***** DATASET EXCERPT *****

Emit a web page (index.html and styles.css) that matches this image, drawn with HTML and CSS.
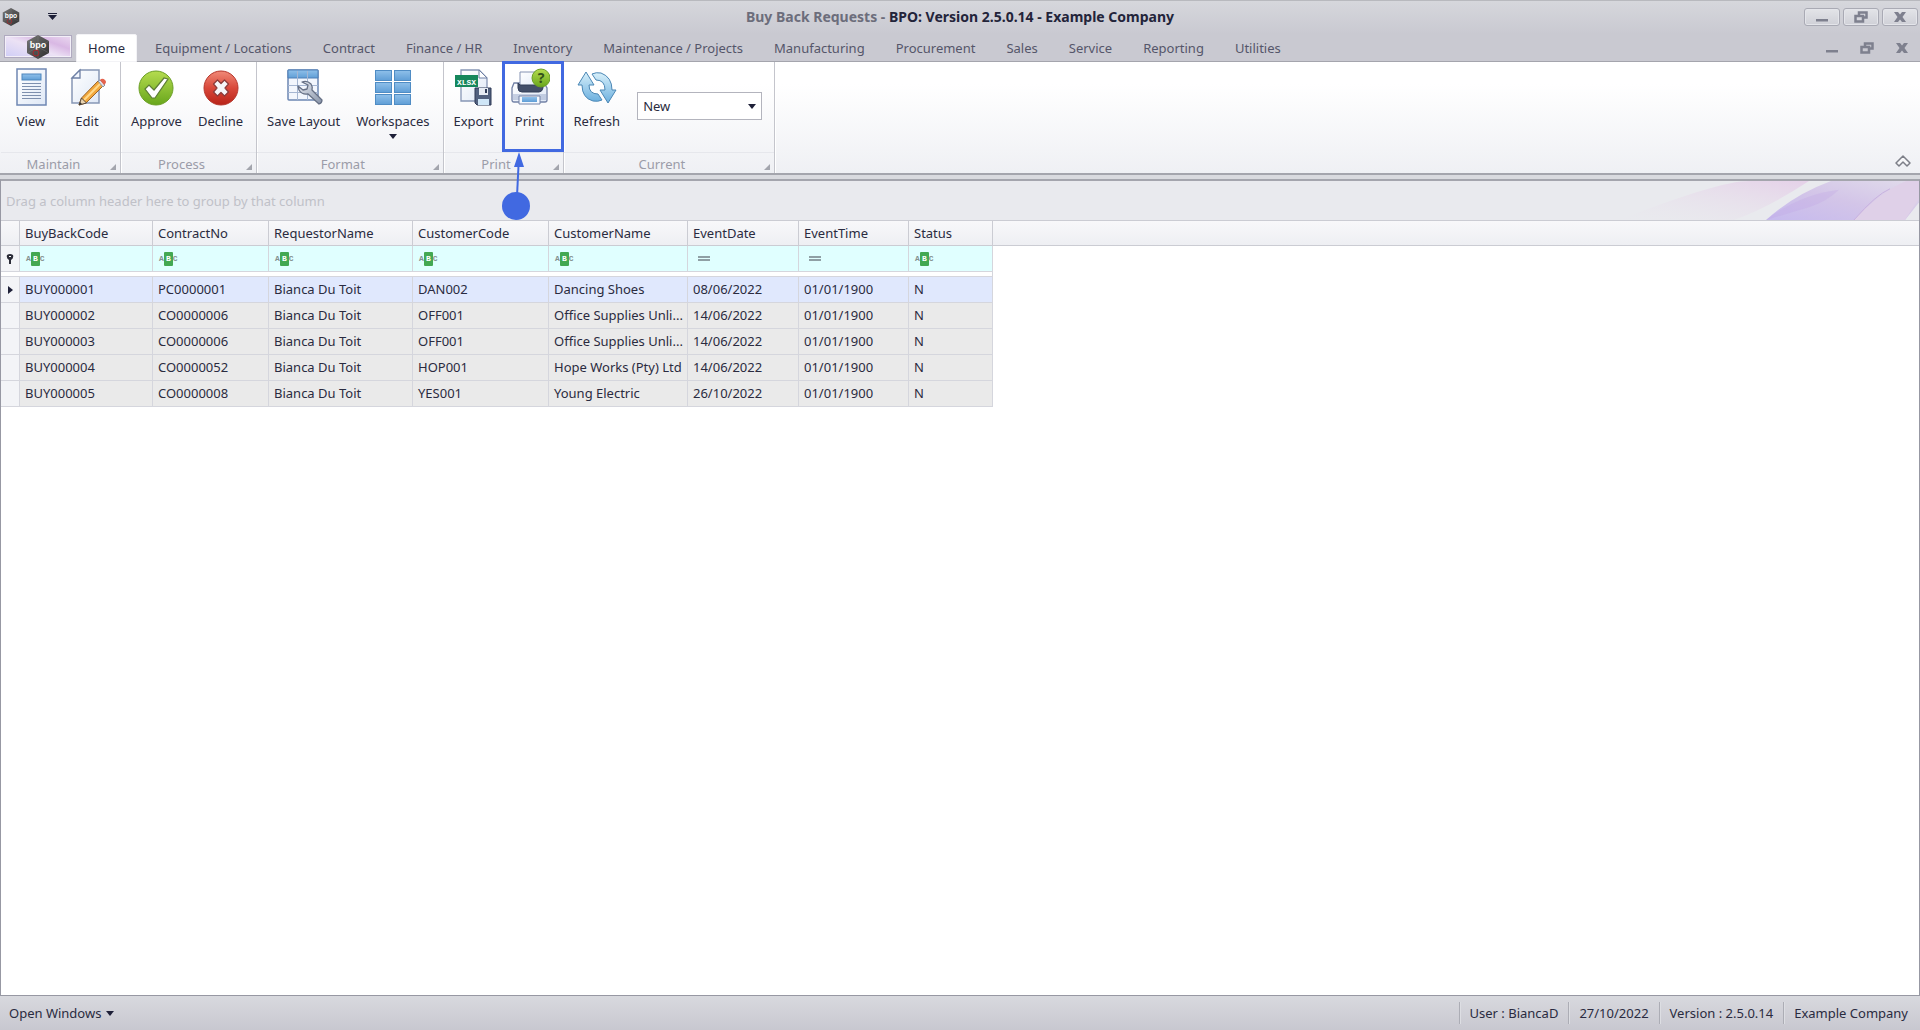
FILE: index.html
```html
<!DOCTYPE html>
<html lang="en">
<head>
<meta charset="utf-8">
<title>Buy Back Requests - BPO</title>
<link rel="stylesheet" href="styles.css">
</head>
<body>
<svg class="defs" aria-hidden="true">
  <defs>
    <linearGradient id="blue" x1="0" y1="0" x2="0" y2="1"><stop offset="0" stop-color="#8fc0ea"/><stop offset="1" stop-color="#5f9ed6"/></linearGradient>
    <linearGradient id="page" x1="0" y1="0" x2="1" y2="1"><stop offset="0" stop-color="#ffffff"/><stop offset="1" stop-color="#dfe8f6"/></linearGradient>
    <linearGradient id="green" x1="0" y1="0" x2="0" y2="1"><stop offset="0" stop-color="#b5dc4f"/><stop offset="1" stop-color="#68a61c"/></linearGradient>
    <linearGradient id="red" x1="0" y1="0" x2="0" y2="1"><stop offset="0" stop-color="#f08a78"/><stop offset=".5" stop-color="#d9483a"/><stop offset="1" stop-color="#b82318"/></linearGradient>
    <linearGradient id="steel" x1="0" y1="0" x2="1" y2="1"><stop offset="0" stop-color="#e8ecf3"/><stop offset="1" stop-color="#8793a8"/></linearGradient>
    <linearGradient id="sky" x1="0" y1="0" x2="0" y2="1"><stop offset="0" stop-color="#d8f0fa"/><stop offset="1" stop-color="#6cb0df"/></linearGradient>
    <linearGradient id="hex" x1="0" y1="0" x2="1" y2="1"><stop offset="0" stop-color="#777777"/><stop offset="1" stop-color="#2e2e2e"/></linearGradient>
    <linearGradient id="pink" x1="0" y1="1" x2="1" y2="0"><stop offset="0" stop-color="#e9e3ec" stop-opacity="0"/><stop offset="1" stop-color="#e3c6e6"/></linearGradient>
    <linearGradient id="violet" x1="0" y1="1" x2="1" y2="0"><stop offset="0" stop-color="#c6baee"/><stop offset=".5" stop-color="#d3c5e8"/><stop offset="1" stop-color="#e1dceb"/></linearGradient>
    <symbol id="logo" viewBox="0 0 24 26">
      <path d="M12 1 23 7v12l-11 6L1 19V7z" fill="url(#hex)"/>
      <path d="M12 1v24M1 7l22 12M23 7 1 19" stroke="#8a8a8a" stroke-opacity=".3"/>
      <text x="12" y="14" text-anchor="middle" class="logo-text">bpo</text>
      <circle cx="10" cy="19" r="3" fill="none" stroke="#a8282c"/>
    </symbol>
    <symbol id="restore" viewBox="0 0 14 12"><path d="M5 5V1.500h7.500v5H9M1.500 5h7.500v5.500H1.500z" fill="none" stroke="#7e808e" stroke-width="2.500"/></symbol>
    <symbol id="minimise" viewBox="0 0 14 12"><path d="M1 8h12v2.500H1z" fill="#7e808e"/></symbol>
    <symbol id="close" viewBox="0 0 14 12"><path d="M1 1h4l2 2.500L9 1h4L9.500 6l3.500 5H9L7 8.500 5 11H1l3.500-5z" fill="#7e808e"/></symbol>
    <symbol id="down" viewBox="0 0 8 5"><path d="M0 0h8L4 5z" fill="#1e2038"/></symbol>
    <symbol id="corner" viewBox="0 0 6 6"><path d="M6 0v6H0z" fill="#a3a5ad"/></symbol>
  </defs>
</svg>

<header class="titlebar">
  <div class="quick">
    <svg class="quick-logo"><use href="#logo"/></svg>
    <button class="plain" aria-label="Customise quick access"><svg width="9" height="7" viewBox="0 0 9 7"><path d="M0 0h9v1H0zM0 2h9L4.500 7z" fill="#1e2038"/></svg></button>
  </div>
  <h1 class="title"><span class="title-doc">Buy Back Requests -</span> BPO: Version 2.5.0.14 - Example Company</h1>
  <div class="window-buttons">
    <button class="win" aria-label="Minimise"><svg><use href="#minimise"/></svg></button>
    <button class="win" aria-label="Restore"><svg><use href="#restore"/></svg></button>
    <button class="win" aria-label="Close"><svg><use href="#close"/></svg></button>
  </div>
</header>

<nav class="tabs">
  <button class="app-button" aria-label="Application menu"><svg class="app-logo"><use href="#logo"/></svg></button>
  <a class="tab active" href="#">Home</a>
  <a class="tab" href="#">Equipment / Locations</a>
  <a class="tab" href="#">Contract</a>
  <a class="tab" href="#">Finance / HR</a>
  <a class="tab" href="#">Inventory</a>
  <a class="tab" href="#">Maintenance / Projects</a>
  <a class="tab" href="#">Manufacturing</a>
  <a class="tab" href="#">Procurement</a>
  <a class="tab" href="#">Sales</a>
  <a class="tab" href="#">Service</a>
  <a class="tab" href="#">Reporting</a>
  <a class="tab" href="#">Utilities</a>
  <div class="child-buttons">
    <button class="plain" aria-label="Minimise document"><svg><use href="#minimise"/></svg></button>
    <button class="plain" aria-label="Restore document"><svg><use href="#restore"/></svg></button>
    <button class="plain" aria-label="Close document"><svg><use href="#close"/></svg></button>
  </div>
</nav>

<div class="ribbon">
  <section class="group">
    <div class="tools">
      <button class="tool"><svg class="icon" viewBox="0 0 40 40"><rect x="6" y="2" width="29" height="36" fill="url(#page)" stroke="#6f87b3" stroke-width="1.500"/><rect x="11" y="7" width="19" height="6" fill="url(#blue)" stroke="#4e86bd"/><path d="M11 16.500h19M11 19.500h19M11 22.500h19M11 25.500h19M11 28.500h19M11 31.500h19" stroke="#7d8fae"/></svg>View</button>
      <button class="tool"><svg class="icon" viewBox="0 0 40 40"><path d="M13 3h19v33H5V11z" fill="url(#page)" stroke="#8796b5" stroke-width="1.500"/><path d="M13 3v8H5z" fill="#f4f8ff" stroke="#6f80a5" stroke-width="1.300"/><path d="m12 38 2.500-7L31 14l5 5-17 17z" fill="#f2a73c" stroke="#9a6428"/><path d="m17 33 17-17" stroke="#ffd98b" stroke-width="2"/><path d="m31 14 2-1 5 5-2 2z" fill="#dfe3ea" stroke="#8b93a2"/><path d="m33 13 1-1q2-1 4 1t0 4l-1 1z" fill="#e5634e"/><path d="m12 38 2.500-7 5 5z" fill="#e9d3b0" stroke="#5a4a3a"/><path d="m12 38 1-3 2 2z" fill="#333"/></svg>Edit</button>
    </div>
    <div class="caption"><span>Maintain</span><svg class="corner"><use href="#corner"/></svg></div>
  </section>
  <section class="group">
    <div class="tools">
      <button class="tool"><svg class="icon" viewBox="0 0 40 40"><circle cx="20" cy="21" r="17" fill="url(#green)" stroke="#6b9f25"/><path d="m9 22 4-4 5 5 10-12 4 1-13 19h-3z" fill="#fff" stroke="#5d7d35" stroke-width="1.200"/></svg>Approve</button>
      <button class="tool"><svg class="icon" viewBox="0 0 40 40"><circle cx="20" cy="21" r="17" fill="url(#red)" stroke="#b6362c"/><path d="m12.500 17 4-4 3.500 3.500 3.500-3.500 4 4-3.500 4 3.500 4-4 4-3.500-3.500-3.500 3.500-4-4 3.500-4z" fill="#f6f6f8" stroke="#8b3a38" stroke-width="1.200" stroke-linejoin="round"/></svg>Decline</button>
    </div>
    <div class="caption"><span>Process</span><svg class="corner"><use href="#corner"/></svg></div>
  </section>
  <section class="group">
    <div class="tools">
      <button class="tool"><svg class="icon" viewBox="0 0 40 40"><rect x="4" y="3" width="30" height="30" rx="1" fill="#f2f6fd" stroke="#6c86b2" stroke-width="1.500"/><path d="M4 3h30v8H4z" fill="url(#blue)" stroke="#4e80b8"/><path d="M4 18.500h30M4 25.500h30M13.500 4v29M23.500 4v29" stroke="#a5b6d2"/><path d="M18 15q5-2 9 2 2 3 1 6l10 10q0 3-3 4L24 27q-6 1-9-4l-1-4 5 4 4-1 1-4z" fill="url(#steel)" stroke="#667085" stroke-width="1.300" stroke-linejoin="round"/></svg>Save Layout</button>
      <button class="tool"><svg class="icon" viewBox="0 0 40 40"><g fill="url(#blue)" stroke="#4f8cc4"><rect x="2.500" y="3.500" width="16" height="10"/><rect x="21.500" y="3.500" width="16" height="10"/><rect x="2.500" y="15.500" width="16" height="10"/><rect x="21.500" y="15.500" width="16" height="10"/><rect x="2.500" y="27.500" width="16" height="10"/><rect x="21.500" y="27.500" width="16" height="10"/></g></svg>Workspaces<svg class="arrow"><use href="#down"/></svg></button>
    </div>
    <div class="caption"><span>Format</span><svg class="corner"><use href="#corner"/></svg></div>
  </section>
  <section class="group">
    <div class="tools">
      <button class="tool"><svg class="icon" viewBox="0 0 40 40"><path d="M7 3h18l8 8v23H7z" fill="url(#page)" stroke="#8796b5" stroke-width="1.300"/><path d="M25 3v8h8z" fill="#fff" stroke="#6f80a5"/><rect x="1" y="8" width="23" height="12" fill="#16875c"/><text x="12.500" y="17.500" text-anchor="middle" class="xlsx-text">XLSX</text><path d="M21 21h16v17H23l-2-2z" fill="#52617f" stroke="#2f3b57"/><path d="M25 21h9v7h-9z" fill="#e6ebf3"/><path d="M31 22h2v4h-2z" fill="#2f3b57"/><path d="M24 32h11v6H24z" fill="#cfe6f7"/></svg>Export</button>
      <button class="tool"><svg class="icon" viewBox="0 0 40 40"><path d="M4 16h30l3 5v12q0 2-2 2H4q-2 0-2-2V21z" fill="url(#page)" stroke="#7382a6" stroke-width="1.300"/><path d="M10 5h21v17H10z" fill="url(#page)" stroke="#8492b2"/><path d="M8 16l2 2h21l2-2v5q-1 4-4 4H12q-4 0-4-4z" fill="#434f69" stroke="#333e58"/><path d="M2.500 27h34v6h-34z" fill="#a9b6d2" fill-opacity=".6"/><path d="M9 29h21v8H9z" fill="#f5f9ff" stroke="#7282a6"/><path d="M12 30h15v5H12z" fill="url(#blue)"/><circle cx="31" cy="11" r="9" fill="url(#green)" stroke="#6b9f25"/><text x="31" y="16" text-anchor="middle" class="help-text">?</text></svg>Print
        <svg class="callout" viewBox="0 0 62 160"><rect x="1.500" y="1.500" width="59" height="88" fill="none" stroke="#4169e1" stroke-width="3"/><path d="m15 135 1.500-30" stroke="#4169e1" stroke-width="2"/><path d="m17 91 5 15H12z" fill="#4169e1"/><circle cx="14" cy="145" r="14" fill="#4169e1"/></svg></button>
    </div>
    <div class="caption"><span>Print</span><svg class="corner"><use href="#corner"/></svg></div>
  </section>
  <section class="group">
    <div class="tools">
      <button class="tool"><svg class="icon" viewBox="0 0 40 40"><g fill="url(#sky)" stroke="#4b87b5" stroke-linejoin="round"><path d="M9 5 1 18h4q0 13 11 16 5 1 9-1l-4-6q-9 0-9-9h5z"/><path d="m31 36 8-13h-4q0-13-11-17-5-1-9 1l4 6q9 0 9 10h-5z"/></g></svg>Refresh</button>
      <label class="status-box"><select aria-label="Current status"><option>New</option></select><svg class="arrow"><use href="#down"/></svg></label>
    </div>
    <div class="caption"><span>Current</span><svg class="corner"><use href="#corner"/></svg></div>
  </section>
  <button class="plain collapse" aria-label="Collapse ribbon"><svg width="16" height="12" viewBox="0 0 16 12"><path d="m8 1 7 7-3 3-4-4-4 4-3-3z" fill="#f7f7f9" stroke="#7d7f88" stroke-width="1.500" stroke-linejoin="round"/></svg></button>
</div>

<main class="content">
  <div class="group-panel">
    <span>Drag a column header here to group by that column</span>
    <svg class="swirl" viewBox="0 0 320 40" preserveAspectRatio="none"><path d="M20 40Q120 0 150 0h60q-40 27-75 40z" fill="url(#pink)" opacity=".7"/><path d="M167 40Q195 14 232 0h88v22l-14 18z" fill="url(#violet)"/><path d="M167 40Q200 14 240 9q-12 12-30 18z" fill="#bfa4e6" opacity=".3"/><path d="M255 40q25-28 52-40h13v18l-14 22z" fill="#dfd0e8"/><path d="M255 40q22-26 36-32" fill="none" stroke="#c8b0de" stroke-width="1"/></svg>
  </div>
  <table class="grid">
    <colgroup><col class="c-mark"><col class="c-code"><col class="c-contract"><col class="c-requestor"><col class="c-customer"><col class="c-name"><col class="c-date"><col class="c-time"><col class="c-status"><col></colgroup>
    <thead>
      <tr><th></th><th>BuyBackCode</th><th>ContractNo</th><th>RequestorName</th><th>CustomerCode</th><th>CustomerName</th><th>EventDate</th><th>EventTime</th><th>Status</th><th></th></tr>
    </thead>
    <tbody>
      <tr class="filter">
        <td class="mark"><svg width="8" height="10" viewBox="0 0 8 10"><path d="M1 1q3-2 6 0 1 3-2 5v4H3V6Q0 4 1 1z" fill="#2b2c38"/><path d="M3 2h2v1H3z" fill="#fff"/></svg></td>
        <td><div class="cond"><span class="abc">A<b>B</b>C</span><input aria-label="Filter BuyBackCode"></div></td>
        <td><div class="cond"><span class="abc">A<b>B</b>C</span><input aria-label="Filter ContractNo"></div></td>
        <td><div class="cond"><span class="abc">A<b>B</b>C</span><input aria-label="Filter RequestorName"></div></td>
        <td><div class="cond"><span class="abc">A<b>B</b>C</span><input aria-label="Filter CustomerCode"></div></td>
        <td><div class="cond"><span class="abc">A<b>B</b>C</span><input aria-label="Filter CustomerName"></div></td>
        <td><div class="cond"><span class="equals"></span><input aria-label="Filter EventDate"></div></td>
        <td><div class="cond"><span class="equals"></span><input aria-label="Filter EventTime"></div></td>
        <td><div class="cond"><span class="abc">A<b>B</b>C</span><input aria-label="Filter Status"></div></td>
        <td></td>
      </tr>
      <tr class="divider"><td colspan="9"></td><td></td></tr>
      <tr class="selected"><td class="mark"><svg width="5" height="8" viewBox="0 0 5 8"><path d="M0 0v8l5-4z" fill="#1e2038"/></svg></td><td>BUY000001</td><td>PC0000001</td><td>Bianca Du Toit</td><td>DAN002</td><td>Dancing Shoes</td><td>08/06/2022</td><td>01/01/1900</td><td>N</td><td></td></tr>
      <tr><td class="mark"></td><td>BUY000002</td><td>CO0000006</td><td>Bianca Du Toit</td><td>OFF001</td><td>Office Supplies Unli...</td><td>14/06/2022</td><td>01/01/1900</td><td>N</td><td></td></tr>
      <tr><td class="mark"></td><td>BUY000003</td><td>CO0000006</td><td>Bianca Du Toit</td><td>OFF001</td><td>Office Supplies Unli...</td><td>14/06/2022</td><td>01/01/1900</td><td>N</td><td></td></tr>
      <tr><td class="mark"></td><td>BUY000004</td><td>CO0000052</td><td>Bianca Du Toit</td><td>HOP001</td><td>Hope Works (Pty) Ltd</td><td>14/06/2022</td><td>01/01/1900</td><td>N</td><td></td></tr>
      <tr><td class="mark"></td><td>BUY000005</td><td>CO0000008</td><td>Bianca Du Toit</td><td>YES001</td><td>Young Electric</td><td>26/10/2022</td><td>01/01/1900</td><td>N</td><td></td></tr>
    </tbody>
  </table>
</main>

<footer class="statusbar">
  <button class="plain open-windows">Open Windows <svg class="arrow"><use href="#down"/></svg></button>
  <span class="info">User : BiancaD</span>
  <span class="info">27/10/2022</span>
  <span class="info">Version : 2.5.0.14</span>
  <span class="info">Example Company</span>
</footer>
</body>
</html>
```
FILE: styles.css
```css
* { box-sizing: border-box; }

body {
  margin: 0;
  min-height: 100vh;
  display: flex;
  flex-direction: column;
  background: #fff;
  color: #2a2b40;
  font: 13px/18px "Noto Sans", "Open Sans", sans-serif;
}

button, input, select { font: inherit; color: inherit; }
svg { display: block; }
.defs { position: absolute; width: 0; height: 0; }
.plain { border: 0; padding: 0; background: none; }

/* Title bar */
.titlebar {
  display: grid;
  grid-template-columns: 1fr auto 1fr;
  align-items: center;
  height: 34px;
  padding: 0 2px 2px;
  border-top: 1px solid #b8b9be;
  background: linear-gradient(#d6d7dc, #c9c9d1);
}
.quick { display: flex; align-items: center; gap: 28px; }
.quick-logo { width: 18px; height: 20px; }
.logo-text { font: bold 9px "Liberation Sans", sans-serif; fill: #fff; }
.title { margin: 0; font-size: 14px; line-height: 18px; font-weight: bold; color: #23243a; }
.title-doc { color: #6c6d7b; }
.window-buttons { display: flex; justify-content: flex-end; gap: 3px; }
.win {
  display: grid;
  place-items: center;
  width: 36px;
  height: 18px;
  padding: 0;
  border: 1px solid #a9aab4;
  border-radius: 3px;
  background: linear-gradient(#e3e4e8, #cfd0d7);
  box-shadow: inset 0 0 0 1px #e4e5ea;
}
.win svg, .child-buttons svg { width: 14px; height: 12px; }

/* Ribbon tabs */
.tabs {
  display: flex;
  gap: 5px;
  height: 28px;
  padding: 0 11px 0 4px;
  border-bottom: 1px solid #a4a5ad;
  background: #c9c9d1;
}
.app-button {
  display: grid;
  place-items: center;
  width: 68px;
  height: 23px;
  margin-top: 1px;
  padding: 0;
  border: 1px solid #b0aac0;
  background: linear-gradient(20deg, #cfcdf6, #ece2f5 45%, #d9b8e4 70%, #ead9f0);
  box-shadow: inset 0 0 0 1px #f3eff8;
}
.app-logo { width: 24px; height: 26px; margin: -2px 0; }
.tab {
  padding: 5px 13px 3px;
  color: #55566a;
  text-decoration: none;
  white-space: nowrap;
}
.tab.active {
  margin-left: -1px;
  margin-bottom: -1px;
  border: 1px solid #f3f3f6;
  border-radius: 2px 2px 0 0;
  padding: 4px 11px 3px;
  background: #fff;
  color: #2a2b40;
}
.child-buttons { display: flex; align-items: center; gap: 21px; margin-left: auto; }

/* Ribbon */
.ribbon {
  display: flex;
  height: 113px;
  padding-left: 1px;
  border-bottom: 2px solid #a4a5ad;
  background: linear-gradient(#fff 20%, #eff0f4);
}
.group { display: flex; flex-direction: column; border-right: 1px solid #c4c5cc; box-shadow: 1px 0 #fff; }
.tools { display: flex; flex: 1; gap: 2px; padding: 0 6px 0 3px; }
.tool {
  position: relative;
  display: flex;
  flex-direction: column;
  align-items: center;
  min-width: 54px;
  padding: 5px 7px 0;
  border: 0;
  background: none;
  white-space: nowrap;
}
.icon { width: 40px; height: 40px; margin-bottom: 5px; }
.arrow { width: 8px; height: 5px; }
.tool .arrow { margin-top: 4px; }
.xlsx-text { font: bold 8px "Liberation Mono", monospace; fill: #fff; }
.help-text { font: bold 14px "Noto Sans", sans-serif; fill: #33511a; }
.callout { position: absolute; z-index: 1; left: -1px; top: -1px; width: 62px; height: 160px; }
.caption {
  display: flex;
  align-items: flex-end;
  gap: 4px;
  height: 21px;
  padding-right: 4px;
  border-top: 1px solid #e6e7ec;
  color: #9b9ca8;
}
.caption span { flex: 1; text-align: center; }
.corner { width: 6px; height: 6px; margin-bottom: 3px; }
.status-box { position: relative; align-self: flex-start; width: 125px; margin: 30px 6px 0 8px; }
.status-box select {
  display: block;
  width: 100%;
  height: 28px;
  padding: 0 5px;
  border: 1px solid #b3b4bd;
  border-radius: 0;
  background: #fff;
  appearance: none;
}
.status-box .arrow { position: absolute; right: 6px; top: 12px; }
.collapse { align-self: flex-end; margin: 0 9px 6px auto; }

/* Grid area */
.content {
  flex: 1;
  margin-top: 4px;
  border: 1px solid #9798a3;
  border-top: 2px solid #a4a5ad;
  box-shadow: 0 -4px #d9dadf;
}
.group-panel {
  display: flex;
  align-items: center;
  justify-content: space-between;
  height: 39px;
  padding-left: 5px;
  background: #e9eaee;
  color: #c0c1c8;
}
.swirl { width: 320px; height: 39px; }
.grid { width: 100%; table-layout: fixed; border-collapse: separate; border-spacing: 0; }
.c-mark { width: 19px; }
.c-code { width: 133px; }
.c-contract { width: 116px; }
.c-requestor { width: 144px; }
.c-customer { width: 136px; }
.c-name { width: 139px; }
.c-date { width: 111px; }
.c-time { width: 110px; }
.c-status { width: 84px; }
.grid th {
  height: 26px;
  padding: 0 5px 1px;
  border: solid #cbccd3;
  border-width: 1px 1px 1px 0;
  background: linear-gradient(#f8f8fa, #eeeff3);
  font-weight: normal;
  text-align: left;
}
.grid td {
  height: 26px;
  padding: 0 0 2px 5px;
  border: solid #d5d6dd;
  border-width: 0 1px 1px 0;
  background: #eaeaea;
  white-space: nowrap;
  overflow: hidden;
}
.grid .selected td { background: #e0e8fd; }
.grid .filter td { padding-bottom: 0; background: #e0ffff; }
.grid td.mark, .grid .filter .mark, .grid .selected .mark { padding: 0; background: #f3f4f7; }
.mark svg { margin: 0 auto; }
.grid .divider td { height: 5px; padding: 0; background: #fff; line-height: 0; }
.grid tr td:last-child, .grid .filter td:last-child, .grid .selected td:last-child { border: 0; background: #fff; }
.grid th:last-child { border-right: 0; }
.cond { display: flex; align-items: center; gap: 4px; padding-left: 1px; }
.cond input { flex: 1; min-width: 0; height: 20px; border: 0; padding: 0; background: none; }
.abc { display: flex; align-items: center; font: bold 8px/14px "Liberation Mono", monospace; color: #84908f; }
.abc b { width: 9px; background: #43a852; color: #fff; text-align: center; border-radius: 1px; }
.equals { width: 12px; height: 5px; margin-left: 4px; border: solid #8fa0a5; border-width: 2px 0; }

/* Status bar */
.statusbar {
  display: flex;
  align-items: center;
  height: 34px;
  padding: 0 2px 0 9px;
  background: linear-gradient(#d8d9de, #c8c8d0);
}
.open-windows { display: flex; align-items: center; gap: 5px; margin-right: auto; }
.info { padding: 2px 10px; border-left: 1px solid #acadb5; box-shadow: inset 1px 0 #dddee3; }
```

*****

*TASK DIRECTIONS*
From the data above, show each line that contains "styles".

*TASK RESULT*
Emit a web page (index.html and styles.css) that matches this image, drawn with HTML and CSS.
<link rel="stylesheet" href="styles.css">
FILE: styles.css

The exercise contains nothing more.